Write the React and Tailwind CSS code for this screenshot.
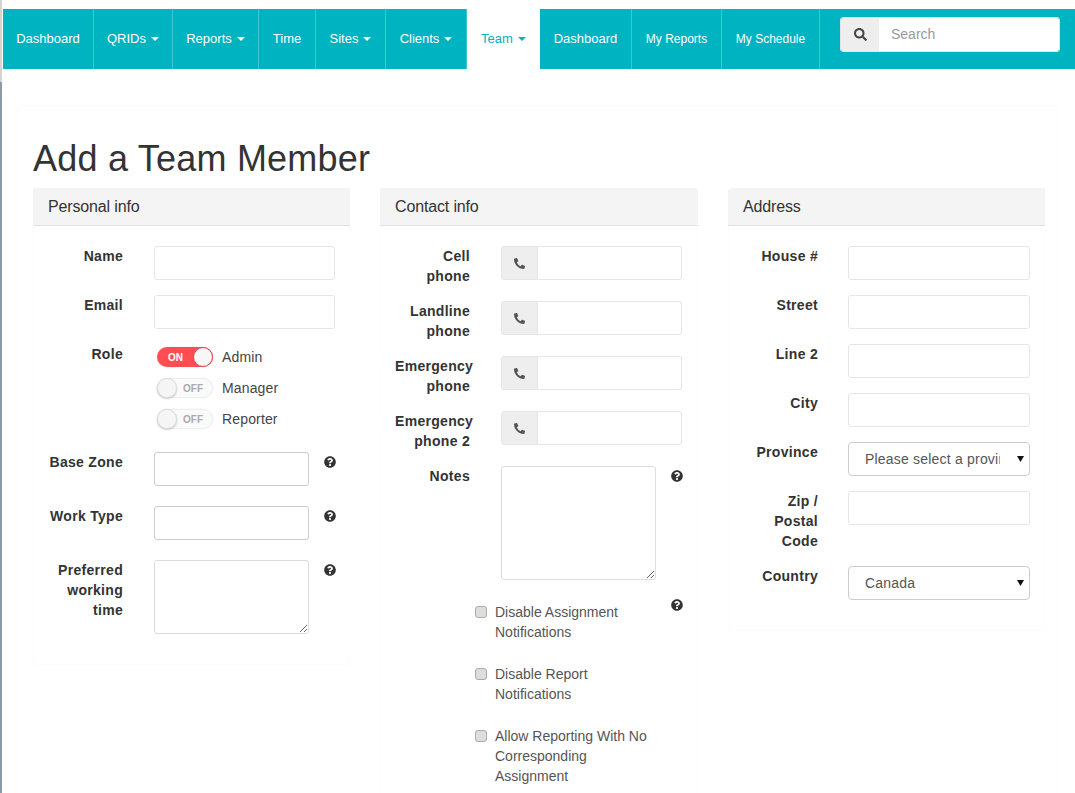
import { FaSearch, FaPhoneAlt, FaQuestionCircle } from 'react-icons/fa';

const navLeft = [
  { label: 'Dashboard', w: 'w-[91px]' },
  { label: 'QRIDs', w: 'w-[79px]', caret: true },
  { label: 'Reports', w: 'w-[86px]', caret: true },
  { label: 'Time', w: 'w-[57px]' },
  { label: 'Sites', w: 'w-[70px]', caret: true },
  { label: 'Clients', w: 'w-[81px]', caret: true },
];

const navRight = [
  { label: 'Dashboard', w: 'w-[92px]' },
  { label: 'My Reports', w: 'w-[90px]', small: true },
  { label: 'My Schedule', w: 'w-[98px]', small: true },
];

function Caret() {
  return <span className="ml-[5px] inline-block h-0 w-0 border-x-4 border-t-4 border-x-transparent border-t-current align-middle" />;
}

function NavItem({ item }) {
  return (
    <a href="#" className={`flex h-full items-center justify-center border-r border-white/25 text-white ${item.w} ${item.small ? 'text-[12px]' : 'text-[13px]'}`}>
      {item.label}
      {item.caret && <Caret />}
    </a>
  );
}

function Panel({ title, w = 'w-[317px]', children }) {
  return (
    <section className={`shrink-0 ${w}`}>
      <div className="rounded-[3px] border border-[#fcfcfc]">
        <h2 className="-m-px flex h-[38px] items-center rounded-t-[3px] border-b border-[#e0e0e0] bg-[#f4f4f4] px-[15px] text-[16px] tracking-[-0.15px] text-[#333]">{title}</h2>
        <div className="pb-[15px] pt-[21px]">{children}</div>
      </div>
    </section>
  );
}

function Row({ label, children, help, mb = 'mb-[15px]', gap = 'ml-[31px]' }) {
  return (
    <div className={`flex ${mb}`}>
      <label className="ml-[14px] w-[75px] shrink-0 text-right text-[14px] font-bold leading-[20px] tracking-[0.3px] text-[#333]">{label}</label>
      <div className={`relative min-w-0 flex-1 ${gap}`}>
        {children}
        {help && <FaQuestionCircle className="absolute left-[170px] top-[4px] text-[12px] text-[#333]" />}
      </div>
    </div>
  );
}

function TextInput({ w = 'w-[181px]', dark }) {
  return <input className={`block h-[34px] rounded-[3px] border bg-white ${w} ${dark ? 'border-[#ccc]' : 'border-[#e6e6ea]'}`} />;
}

function PhoneInput() {
  return (
    <div className="flex h-[34px] w-[181px]">
      <span className="flex w-[37px] items-center justify-center rounded-l-[3px] border border-[#e6e6ea] bg-[#eee] text-[11px] text-[#555]">
        <FaPhoneAlt />
      </span>
      <input className="h-full min-w-0 flex-1 rounded-r-[3px] border border-l-0 border-[#e6e6ea] bg-white" />
    </div>
  );
}

function Toggle({ on, label }) {
  return (
    <div className="mb-[11px] flex h-[20px] items-center pl-[3px]">
      {on ? (
        <span className="flex h-[20px] w-[56px] items-center justify-between rounded-full bg-[#ff4d52] pl-[11px] text-[10px] font-bold text-white shadow-[0_0_0_1px_#f7f7f7]">
          ON
          <span className="h-[20px] w-[20px] rounded-full border border-[#e04a4e] bg-[#f7f7f7]" />
        </span>
      ) : (
        <span className="flex h-[20px] w-[56px] items-center justify-between rounded-full border border-[#eee] bg-[#fafafa] pr-[9px] text-[10px] font-bold text-[#aaa] shadow-[0_0_0_1px_#fafafa]">
          <span className="-ml-px h-[20px] w-[20px] rounded-full border border-[#ddd] bg-[#f5f5f5] shadow-[0_1px_2px_rgba(0,0,0,0.2)]" />
          OFF
        </span>
      )}
      <span className="ml-[9px] text-[14px] tracking-[0.15px] text-[#444]">{label}</span>
    </div>
  );
}

function Check({ lines, className }) {
  return (
    <div className={`flex ${className}`}>
      <span className="mt-[4px] h-[12px] w-[12px] shrink-0 rounded-[3px] border border-[#aaa] bg-[#ddd]" />
      <span className="ml-[8px] w-[170px] text-[14px] leading-[20px] text-[#555]">{lines}</span>
    </div>
  );
}

function SelectBox({ value }) {
  return (
    <div className="relative h-[34px] w-[182px]">
      <select defaultValue={value} className="h-full w-full appearance-none rounded-[4px] border border-[#ccc] bg-white pl-[16px] pr-[29px] text-[14px] tracking-[0.2px] text-[#555]">
        <option>{value}</option>
      </select>
      <svg className="pointer-events-none absolute left-[169px] top-[14px]" width="7" height="6" viewBox="0 0 7 6">
        <polygon points="0,0 7,0 3.5,6" fill="#111" />
      </svg>
    </div>
  );
}

export default function App() {
  return (
    <div className="relative h-[793px] w-[1075px] overflow-hidden bg-white font-['Liberation_Sans',Arial,sans-serif]">
      {/* window edge */}
      <div className="absolute left-0 top-0 h-[82px] w-[2px] bg-[#d4d4d4]" />
      <div className="absolute left-0 top-[82px] h-[711px] w-[2px] bg-[#8d9aa8]" />

      <div className="pl-[3px] pt-[9px]">
        <nav className="flex h-[60px] items-stretch bg-[#00b3c1]">
          {navLeft.map((item) => <NavItem key={item.label} item={item} />)}
          <a href="#" className="flex h-full w-[73px] items-center justify-center bg-white text-[13px] text-[#00b3c1]">
            Team
            <Caret />
          </a>
          {navRight.map((item) => <NavItem key={item.label} item={item} />)}
          <div className="ml-[20px] mt-[8px] flex h-[35px] w-[220px] overflow-hidden rounded-[3px] border border-[#e6e6ea]">
            <span className="flex w-[38px] items-center justify-center bg-[#eee] text-[13px] text-[#444]">
              <FaSearch />
            </span>
            <input placeholder="Search" className="min-w-0 flex-1 bg-white pl-[12px] text-[14px] placeholder:text-[#999]" />
          </div>
        </nav>
      </div>

      <main className="mx-[17px] mt-[36px] h-[800px] rounded-[3px] border border-[#fcfcfc] px-[15px]">
        <h1 className="mt-[33px] text-[36px] font-normal leading-[40px] tracking-[0.22px] text-[#333]">Add a Team Member</h1>
        <div className="mt-[9px] flex gap-[30px]">
          <Panel title="Personal info">
            <Row label="Name"><TextInput /></Row>
            <Row label="Email"><TextInput /></Row>
            <Row label="Role">
              <div className="h-[93px] pt-[3px]">
                <Toggle on label="Admin" />
                <Toggle label="Manager" />
                <Toggle label="Reporter" />
              </div>
            </Row>
            <Row label="Base Zone" help mb="mb-[20px]"><TextInput w="w-[155px]" dark /></Row>
            <Row label="Work Type" help mb="mb-[20px]"><TextInput w="w-[155px]" dark /></Row>
            <Row label={<>Preferred<br />working<br />time</>} help>
              <textarea className="block h-[74px] w-[155px] rounded-[3px] border border-[#ddd] bg-white" />
            </Row>
          </Panel>

          <Panel title="Contact info" w="w-[318px]">
            <Row label={<>Cell<br />phone</>}><PhoneInput /></Row>
            <Row label={<>Landline<br />phone</>}><PhoneInput /></Row>
            <Row label={<>Emergency<br />phone</>}><PhoneInput /></Row>
            <Row label={<>Emergency<br />phone 2</>}><PhoneInput /></Row>
            <Row label="Notes" help>
              <textarea className="block h-[114px] w-[155px] rounded-[3px] border border-[#ddd] bg-white" />
            </Row>
            <div className="relative ml-[94px] mt-[22px]">
              <FaQuestionCircle className="absolute left-[196px] top-[-3px] text-[12px] text-[#333]" />
              <Check lines={<>Disable Assignment<br />Notifications</>} className="mb-[22px]" />
              <Check lines={<>Disable Report<br />Notifications</>} className="mb-[22px]" />
              <Check lines={<>Allow Reporting With No<br />Corresponding<br />Assignment</>} />
            </div>
          </Panel>

          <Panel title="Address">
            <Row label="House #" gap="ml-[30px]"><TextInput w="w-[182px]" /></Row>
            <Row label="Street" gap="ml-[30px]"><TextInput w="w-[182px]" /></Row>
            <Row label="Line 2" gap="ml-[30px]"><TextInput w="w-[182px]" /></Row>
            <Row label="City" gap="ml-[30px]"><TextInput w="w-[182px]" /></Row>
            <Row label="Province" gap="ml-[30px]"><SelectBox value="Please select a province" /></Row>
            <Row label={<>Zip /<br />Postal<br />Code</>} gap="ml-[30px]"><TextInput w="w-[182px]" /></Row>
            <Row label="Country" gap="ml-[30px]"><SelectBox value="Canada" /></Row>
          </Panel>
        </div>
      </main>
    </div>
  );
}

▬▬▬▬▬▬▬▬▬▬

What the exercise asks:
Leave out the pictures, then repeat the listing above exactly from its first line to the line with "FaSearch, FaPhoneAlt, FaQuestionCircle", inclusive.

Task solution:
Write the React and Tailwind CSS code for this screenshot.
import { FaSearch, FaPhoneAlt, FaQuestionCircle } from 'react-icons/fa';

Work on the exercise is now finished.